Fall Harvest Salad with Quinoa, Sweet Potato and Pomegranate
Ingredients
- 1 cup quinoa, cooked and cooled
- 1 large sweet potato, cubed
- 1 1/2 tablespoons olive oil, divided
- 1/2 teaspoon salt, pepper, cinnamon, garlic powder, cumin
- 1 bunch flat leaf parsley, finely chopped
- 1/2 cup sliced almonds
- 1 bunch lacinto kale, finely chopped
- 1 lemon, zested and juiced
- 1 cup pomegranate arils
- 14 ounces canned chickpeas, drained and rinsed
- 1/3 cup pinenuts, toasted
Vinaigrette
- 1/3 cup pomegranate juice
- 2 tablespoons balsamic vinegar
- 2 tablespoons olive oil
- 1 teaspoon dijon mustard
- 1/2 lemon, juiced
- salt and pepper
Preparation
Preheat oven to 425 degrees Fahrenheit. Line a baking sheet with foil and lightly spray with oil.
Add sweet potatoes to a bowl and drizzle with 1 tablespoon of olive oil. Add seasonings and toss to coat. Spread on baking sheet, ensuring not to overcrowd.
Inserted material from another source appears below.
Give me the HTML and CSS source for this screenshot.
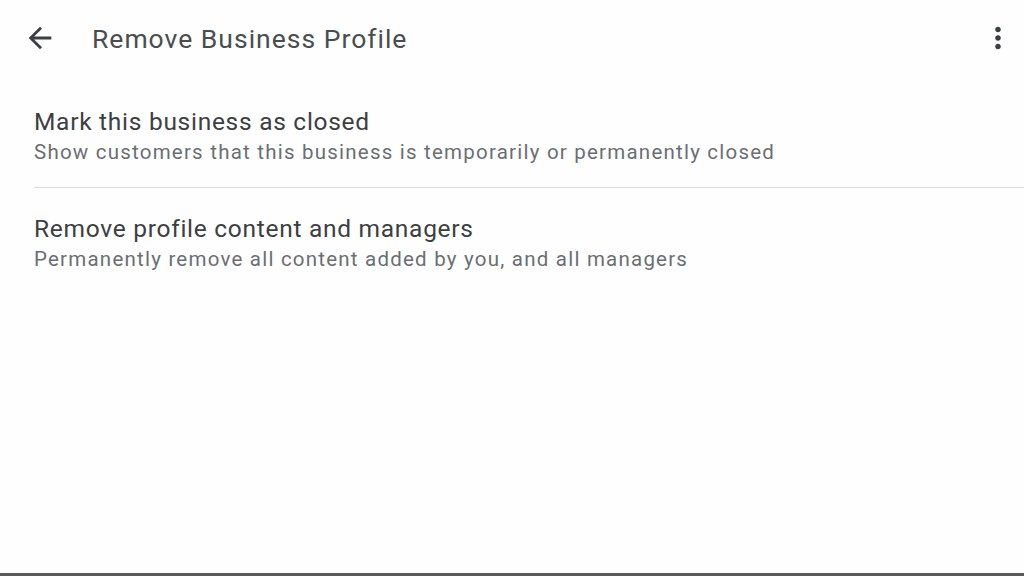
FILE: index.html
```html
<!DOCTYPE html>
<html>
<head>
<meta charset="utf-8">
<link rel="stylesheet" href="styles.css">
</head>
<body>
<div class="page">
  <header class="topbar">
    <button class="icon-btn back" aria-label="Back">
      <svg width="34" height="34" viewBox="0 0 24 24"><path d="M20 11H7.83l5.59-5.59L12 4l-8 8 8 8 1.41-1.41L7.83 13H20v-2z" fill="#3c4043"/></svg>
    </button>
    <h1 class="title">Remove Business Profile</h1>
    <button class="icon-btn more" aria-label="More">
      <svg width="34" height="34" viewBox="0 0 24 24"><path d="M12 8c1.1 0 2-.9 2-2s-.9-2-2-2-2 .9-2 2 .9 2 2 2zm0 2c-1.1 0-2 .9-2 2s.9 2 2 2 2-.9 2-2-.9-2-2-2zm0 6c-1.1 0-2 .9-2 2s.9 2 2 2 2-.9 2-2-.9-2-2-2z" fill="#3c4043"/></svg>
    </button>
  </header>
  <ul class="list">
    <li class="item">
      <div class="item-title">Mark this business as closed</div>
      <div class="item-sub">Show customers that this business is temporarily or permanently closed</div>
    </li>
    <li class="item">
      <div class="item-title">Remove profile content and managers</div>
      <div class="item-sub">Permanently remove all content added by you, and all managers</div>
    </li>
  </ul>
  <div class="spacer"></div>
  <div class="bottom-edge"></div>
</div>
</body>
</html>
```
FILE: styles.css
```css
* { box-sizing: border-box; }
html, body { margin: 0; padding: 0; background: #fefefe; }
body { font-family: Roboto, "Noto Sans", sans-serif; }
.page {
  width: 1024px;
  height: 576px;
  display: flex;
  flex-direction: column;
  overflow: hidden;
}
.topbar {
  display: flex;
  align-items: center;
  height: 76px;
  padding: 0 9px 0 23px;
}
.icon-btn {
  border: 0;
  background: none;
  padding: 0;
  width: 34px;
  height: 34px;
  display: flex;
  align-items: center;
  justify-content: center;
}
.title {
  flex: 1;
  margin: 0 0 0 35px;
  font-size: 26.5px;
  font-weight: 400;
  color: #4a4d50;
  letter-spacing: 1px;
}
.list {
  list-style: none;
  margin: 0;
  padding: 2px 0 0 34px;
}
.item {
  padding: 28px 0 21px;
  border-bottom: 1px solid #dcdcdc;
}
.item:last-child { border-bottom: 0; padding-top: 25px; }
.item-title {
  font-size: 24.5px;
  color: #3c4043;
  line-height: 32px;
  letter-spacing: 0.72px;
}
.item-sub {
  font-size: 20.5px;
  color: #6b6f73;
  line-height: 28px;
  letter-spacing: 1.22px;
}
.spacer { flex: 1; }
.bottom-edge {
  height: 3px;
  background: #5a5a5a;
}
```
Bake for 25-30 minutes, flipping after 15-20 minutes. Remove and let cool for 5 minutes.
Meanwhile, add kale to the bowl and drizzle with the remaining 1/2 tablespoon olive oil and juice of 1 lemon. Use hands to massage for 15-30 seconds until tender.
Whisk together all ingredients for the dressing in a glass. Season to taste.
Add all ingredients to a large bowl and toss to combine. This salad is delicious without the dressing, so taste before adding.
Drizzle a light amount of dressing, if desired, right before serving and toss to combine.